- **Goal**: Output the material beneath this task exactly, images excluded.

- **Stored data**:
---

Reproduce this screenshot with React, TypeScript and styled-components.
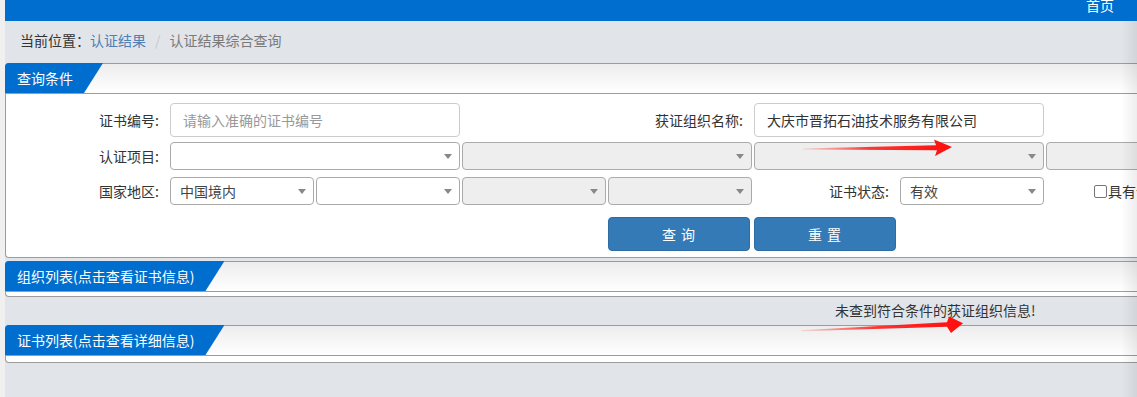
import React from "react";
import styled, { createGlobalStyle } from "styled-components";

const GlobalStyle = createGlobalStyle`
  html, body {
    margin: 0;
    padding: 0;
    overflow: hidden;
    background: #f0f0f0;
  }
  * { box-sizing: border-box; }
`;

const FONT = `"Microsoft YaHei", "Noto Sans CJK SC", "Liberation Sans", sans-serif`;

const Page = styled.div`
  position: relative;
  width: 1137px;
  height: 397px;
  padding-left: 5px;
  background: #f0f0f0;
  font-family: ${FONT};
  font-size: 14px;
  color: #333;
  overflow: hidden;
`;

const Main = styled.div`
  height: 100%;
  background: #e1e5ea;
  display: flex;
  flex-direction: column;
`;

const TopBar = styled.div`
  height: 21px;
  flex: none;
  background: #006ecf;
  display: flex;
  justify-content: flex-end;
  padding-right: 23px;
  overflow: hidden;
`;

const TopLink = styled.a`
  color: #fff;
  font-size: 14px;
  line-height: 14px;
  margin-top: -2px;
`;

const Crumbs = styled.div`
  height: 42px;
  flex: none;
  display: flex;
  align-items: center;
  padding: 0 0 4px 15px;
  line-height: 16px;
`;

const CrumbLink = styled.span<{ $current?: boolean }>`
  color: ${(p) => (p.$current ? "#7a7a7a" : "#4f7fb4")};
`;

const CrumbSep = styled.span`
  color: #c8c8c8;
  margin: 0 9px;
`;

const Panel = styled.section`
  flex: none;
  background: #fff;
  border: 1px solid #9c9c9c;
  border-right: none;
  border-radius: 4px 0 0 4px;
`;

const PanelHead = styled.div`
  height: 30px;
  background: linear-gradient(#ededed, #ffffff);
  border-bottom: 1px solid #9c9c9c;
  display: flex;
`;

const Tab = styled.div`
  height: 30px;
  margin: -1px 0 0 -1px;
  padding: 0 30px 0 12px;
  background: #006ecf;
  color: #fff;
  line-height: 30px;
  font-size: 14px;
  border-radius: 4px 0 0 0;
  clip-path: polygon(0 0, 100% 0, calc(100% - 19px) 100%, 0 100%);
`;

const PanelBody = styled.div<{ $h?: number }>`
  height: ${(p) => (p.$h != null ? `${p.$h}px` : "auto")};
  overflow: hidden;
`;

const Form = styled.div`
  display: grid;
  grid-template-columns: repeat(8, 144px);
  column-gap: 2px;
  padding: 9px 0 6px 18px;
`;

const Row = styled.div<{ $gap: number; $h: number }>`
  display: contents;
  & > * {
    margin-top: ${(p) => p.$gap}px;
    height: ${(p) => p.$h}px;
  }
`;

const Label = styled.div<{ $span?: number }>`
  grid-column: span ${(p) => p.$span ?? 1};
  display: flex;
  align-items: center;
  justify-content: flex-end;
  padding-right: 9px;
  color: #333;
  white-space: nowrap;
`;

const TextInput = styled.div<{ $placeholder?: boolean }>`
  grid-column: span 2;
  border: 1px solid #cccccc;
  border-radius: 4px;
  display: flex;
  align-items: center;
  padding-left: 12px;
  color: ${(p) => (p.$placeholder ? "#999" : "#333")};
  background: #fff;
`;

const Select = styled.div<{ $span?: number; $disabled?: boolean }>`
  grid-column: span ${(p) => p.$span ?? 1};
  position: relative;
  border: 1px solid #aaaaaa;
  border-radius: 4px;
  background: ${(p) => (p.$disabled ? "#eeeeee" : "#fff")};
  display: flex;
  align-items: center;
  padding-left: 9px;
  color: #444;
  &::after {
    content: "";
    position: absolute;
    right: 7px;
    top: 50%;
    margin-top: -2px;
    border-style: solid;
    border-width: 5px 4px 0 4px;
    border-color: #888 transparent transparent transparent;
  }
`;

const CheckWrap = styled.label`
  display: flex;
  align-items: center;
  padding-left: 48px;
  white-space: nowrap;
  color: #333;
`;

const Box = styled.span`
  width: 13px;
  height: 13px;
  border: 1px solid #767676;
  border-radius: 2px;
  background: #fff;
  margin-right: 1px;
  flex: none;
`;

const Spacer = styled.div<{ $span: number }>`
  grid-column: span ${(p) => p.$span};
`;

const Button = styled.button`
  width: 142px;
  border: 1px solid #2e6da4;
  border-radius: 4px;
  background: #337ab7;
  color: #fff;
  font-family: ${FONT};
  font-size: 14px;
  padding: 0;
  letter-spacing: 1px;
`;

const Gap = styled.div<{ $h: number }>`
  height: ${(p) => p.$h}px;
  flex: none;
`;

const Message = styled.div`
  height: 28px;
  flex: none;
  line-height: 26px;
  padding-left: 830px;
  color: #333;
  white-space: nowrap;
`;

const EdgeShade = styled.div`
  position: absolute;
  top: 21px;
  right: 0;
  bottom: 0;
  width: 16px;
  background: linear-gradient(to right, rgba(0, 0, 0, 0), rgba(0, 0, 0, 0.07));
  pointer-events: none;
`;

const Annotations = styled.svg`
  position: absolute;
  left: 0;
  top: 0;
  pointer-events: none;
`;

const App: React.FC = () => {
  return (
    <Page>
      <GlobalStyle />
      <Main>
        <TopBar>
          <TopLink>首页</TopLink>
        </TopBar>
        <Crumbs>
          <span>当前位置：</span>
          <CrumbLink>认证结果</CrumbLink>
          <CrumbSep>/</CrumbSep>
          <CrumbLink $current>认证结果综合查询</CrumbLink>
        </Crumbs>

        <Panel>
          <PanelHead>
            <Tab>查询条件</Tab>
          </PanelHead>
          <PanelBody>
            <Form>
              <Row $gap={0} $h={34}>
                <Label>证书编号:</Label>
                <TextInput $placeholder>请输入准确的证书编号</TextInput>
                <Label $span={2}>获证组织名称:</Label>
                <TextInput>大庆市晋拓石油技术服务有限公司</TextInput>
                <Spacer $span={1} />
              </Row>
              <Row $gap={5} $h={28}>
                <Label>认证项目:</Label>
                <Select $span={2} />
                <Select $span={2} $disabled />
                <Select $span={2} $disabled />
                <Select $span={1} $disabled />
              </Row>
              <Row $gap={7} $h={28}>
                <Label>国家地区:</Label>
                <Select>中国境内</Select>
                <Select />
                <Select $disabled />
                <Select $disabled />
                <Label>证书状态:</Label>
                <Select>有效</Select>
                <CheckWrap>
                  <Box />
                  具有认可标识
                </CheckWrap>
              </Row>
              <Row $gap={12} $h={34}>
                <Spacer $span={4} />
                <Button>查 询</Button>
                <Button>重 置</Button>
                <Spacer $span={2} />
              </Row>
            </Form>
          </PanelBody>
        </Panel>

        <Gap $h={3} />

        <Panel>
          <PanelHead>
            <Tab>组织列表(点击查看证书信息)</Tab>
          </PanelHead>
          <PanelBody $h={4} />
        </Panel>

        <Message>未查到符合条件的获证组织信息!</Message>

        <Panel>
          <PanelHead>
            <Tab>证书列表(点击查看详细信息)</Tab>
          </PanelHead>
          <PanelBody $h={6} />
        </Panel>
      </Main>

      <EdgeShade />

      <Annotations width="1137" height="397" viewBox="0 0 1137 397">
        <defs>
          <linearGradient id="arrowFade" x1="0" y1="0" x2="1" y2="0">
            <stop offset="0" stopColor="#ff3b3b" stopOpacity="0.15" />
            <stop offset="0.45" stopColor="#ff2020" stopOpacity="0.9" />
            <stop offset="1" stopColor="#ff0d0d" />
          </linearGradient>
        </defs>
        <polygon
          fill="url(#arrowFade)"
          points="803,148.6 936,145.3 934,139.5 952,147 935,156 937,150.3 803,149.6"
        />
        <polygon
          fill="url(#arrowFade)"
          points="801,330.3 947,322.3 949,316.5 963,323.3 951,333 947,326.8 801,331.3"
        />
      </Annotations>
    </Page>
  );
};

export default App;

---

- **Written response**:
Reproduce this screenshot with React, TypeScript and styled-components.
import React from "react";
import styled, { createGlobalStyle } from "styled-components";

const GlobalStyle = createGlobalStyle`
  html, body {
    margin: 0;
    padding: 0;
    overflow: hidden;
    background: #f0f0f0;
  }
  * { box-sizing: border-box; }
`;

const FONT = `"Microsoft YaHei", "Noto Sans CJK SC", "Liberation Sans", sans-serif`;

const Page = styled.div`
  position: relative;
  width: 1137px;
  height: 397px;
  padding-left: 5px;
  background: #f0f0f0;
  font-family: ${FONT};
  font-size: 14px;
  color: #333;
  overflow: hidden;
`;

const Main = styled.div`
  height: 100%;
  background: #e1e5ea;
  display: flex;
  flex-direction: column;
`;

const TopBar = styled.div`
  height: 21px;
  flex: none;
  background: #006ecf;
  display: flex;
  justify-content: flex-end;
  padding-right: 23px;
  overflow: hidden;
`;

const TopLink = styled.a`
  color: #fff;
  font-size: 14px;
  line-height: 14px;
  margin-top: -2px;
`;

const Crumbs = styled.div`
  height: 42px;
  flex: none;
  display: flex;
  align-items: center;
  padding: 0 0 4px 15px;
  line-height: 16px;
`;

const CrumbLink = styled.span<{ $current?: boolean }>`
  color: ${(p) => (p.$current ? "#7a7a7a" : "#4f7fb4")};
`;

const CrumbSep = styled.span`
  color: #c8c8c8;
  margin: 0 9px;
`;

const Panel = styled.section`
  flex: none;
  background: #fff;
  border: 1px solid #9c9c9c;
  border-right: none;
  border-radius: 4px 0 0 4px;
`;

const PanelHead = styled.div`
  height: 30px;
  background: linear-gradient(#ededed, #ffffff);
  border-bottom: 1px solid #9c9c9c;
  display: flex;
`;

const Tab = styled.div`
  height: 30px;
  margin: -1px 0 0 -1px;
  padding: 0 30px 0 12px;
  background: #006ecf;
  color: #fff;
  line-height: 30px;
  font-size: 14px;
  border-radius: 4px 0 0 0;
  clip-path: polygon(0 0, 100% 0, calc(100% - 19px) 100%, 0 100%);
`;

const PanelBody = styled.div<{ $h?: number }>`
  height: ${(p) => (p.$h != null ? `${p.$h}px` : "auto")};
  overflow: hidden;
`;

const Form = styled.div`
  display: grid;
  grid-template-columns: repeat(8, 144px);
  column-gap: 2px;
  padding: 9px 0 6px 18px;
`;

const Row = styled.div<{ $gap: number; $h: number }>`
  display: contents;
  & > * {
    margin-top: ${(p) => p.$gap}px;
    height: ${(p) => p.$h}px;
  }
`;

const Label = styled.div<{ $span?: number }>`
  grid-column: span ${(p) => p.$span ?? 1};
  display: flex;
  align-items: center;
  justify-content: flex-end;
  padding-right: 9px;
  color: #333;
  white-space: nowrap;
`;

const TextInput = styled.div<{ $placeholder?: boolean }>`
  grid-column: span 2;
  border: 1px solid #cccccc;
  border-radius: 4px;
  display: flex;
  align-items: center;
  padding-left: 12px;
  color: ${(p) => (p.$placeholder ? "#999" : "#333")};
  background: #fff;
`;

const Select = styled.div<{ $span?: number; $disabled?: boolean }>`
  grid-column: span ${(p) => p.$span ?? 1};
  position: relative;
  border: 1px solid #aaaaaa;
  border-radius: 4px;
  background: ${(p) => (p.$disabled ? "#eeeeee" : "#fff")};
  display: flex;
  align-items: center;
  padding-left: 9px;
  color: #444;
  &::after {
    content: "";
    position: absolute;
    right: 7px;
    top: 50%;
    margin-top: -2px;
    border-style: solid;
    border-width: 5px 4px 0 4px;
    border-color: #888 transparent transparent transparent;
  }
`;

const CheckWrap = styled.label`
  display: flex;
  align-items: center;
  padding-left: 48px;
  white-space: nowrap;
  color: #333;
`;

const Box = styled.span`
  width: 13px;
  height: 13px;
  border: 1px solid #767676;
  border-radius: 2px;
  background: #fff;
  margin-right: 1px;
  flex: none;
`;

const Spacer = styled.div<{ $span: number }>`
  grid-column: span ${(p) => p.$span};
`;

const Button = styled.button`
  width: 142px;
  border: 1px solid #2e6da4;
  border-radius: 4px;
  background: #337ab7;
  color: #fff;
  font-family: ${FONT};
  font-size: 14px;
  padding: 0;
  letter-spacing: 1px;
`;

const Gap = styled.div<{ $h: number }>`
  height: ${(p) => p.$h}px;
  flex: none;
`;

const Message = styled.div`
  height: 28px;
  flex: none;
  line-height: 26px;
  padding-left: 830px;
  color: #333;
  white-space: nowrap;
`;

const EdgeShade = styled.div`
  position: absolute;
  top: 21px;
  right: 0;
  bottom: 0;
  width: 16px;
  background: linear-gradient(to right, rgba(0, 0, 0, 0), rgba(0, 0, 0, 0.07));
  pointer-events: none;
`;

const Annotations = styled.svg`
  position: absolute;
  left: 0;
  top: 0;
  pointer-events: none;
`;

const App: React.FC = () => {
  return (
    <Page>
      <GlobalStyle />
      <Main>
        <TopBar>
          <TopLink>首页</TopLink>
        </TopBar>
        <Crumbs>
          <span>当前位置：</span>
          <CrumbLink>认证结果</CrumbLink>
          <CrumbSep>/</CrumbSep>
          <CrumbLink $current>认证结果综合查询</CrumbLink>
        </Crumbs>

        <Panel>
          <PanelHead>
            <Tab>查询条件</Tab>
          </PanelHead>
          <PanelBody>
            <Form>
              <Row $gap={0} $h={34}>
                <Label>证书编号:</Label>
                <TextInput $placeholder>请输入准确的证书编号</TextInput>
                <Label $span={2}>获证组织名称:</Label>
                <TextInput>大庆市晋拓石油技术服务有限公司</TextInput>
                <Spacer $span={1} />
              </Row>
              <Row $gap={5} $h={28}>
                <Label>认证项目:</Label>
                <Select $span={2} />
                <Select $span={2} $disabled />
                <Select $span={2} $disabled />
                <Select $span={1} $disabled />
              </Row>
              <Row $gap={7} $h={28}>
                <Label>国家地区:</Label>
                <Select>中国境内</Select>
                <Select />
                <Select $disabled />
                <Select $disabled />
                <Label>证书状态:</Label>
                <Select>有效</Select>
                <CheckWrap>
                  <Box />
                  具有认可标识
                </CheckWrap>
              </Row>
              <Row $gap={12} $h={34}>
                <Spacer $span={4} />
                <Button>查 询</Button>
                <Button>重 置</Button>
                <Spacer $span={2} />
              </Row>
            </Form>
          </PanelBody>
        </Panel>

        <Gap $h={3} />

        <Panel>
          <PanelHead>
            <Tab>组织列表(点击查看证书信息)</Tab>
          </PanelHead>
          <PanelBody $h={4} />
        </Panel>

        <Message>未查到符合条件的获证组织信息!</Message>

        <Panel>
          <PanelHead>
            <Tab>证书列表(点击查看详细信息)</Tab>
          </PanelHead>
          <PanelBody $h={6} />
        </Panel>
      </Main>

      <EdgeShade />

      <Annotations width="1137" height="397" viewBox="0 0 1137 397">
        <defs>
          <linearGradient id="arrowFade" x1="0" y1="0" x2="1" y2="0">
            <stop offset="0" stopColor="#ff3b3b" stopOpacity="0.15" />
            <stop offset="0.45" stopColor="#ff2020" stopOpacity="0.9" />
            <stop offset="1" stopColor="#ff0d0d" />
          </linearGradient>
        </defs>
        <polygon
          fill="url(#arrowFade)"
          points="803,148.6 936,145.3 934,139.5 952,147 935,156 937,150.3 803,149.6"
        />
        <polygon
          fill="url(#arrowFade)"
          points="801,330.3 947,322.3 949,316.5 963,323.3 951,333 947,326.8 801,331.3"
        />
      </Annotations>
    </Page>
  );
};

export default App;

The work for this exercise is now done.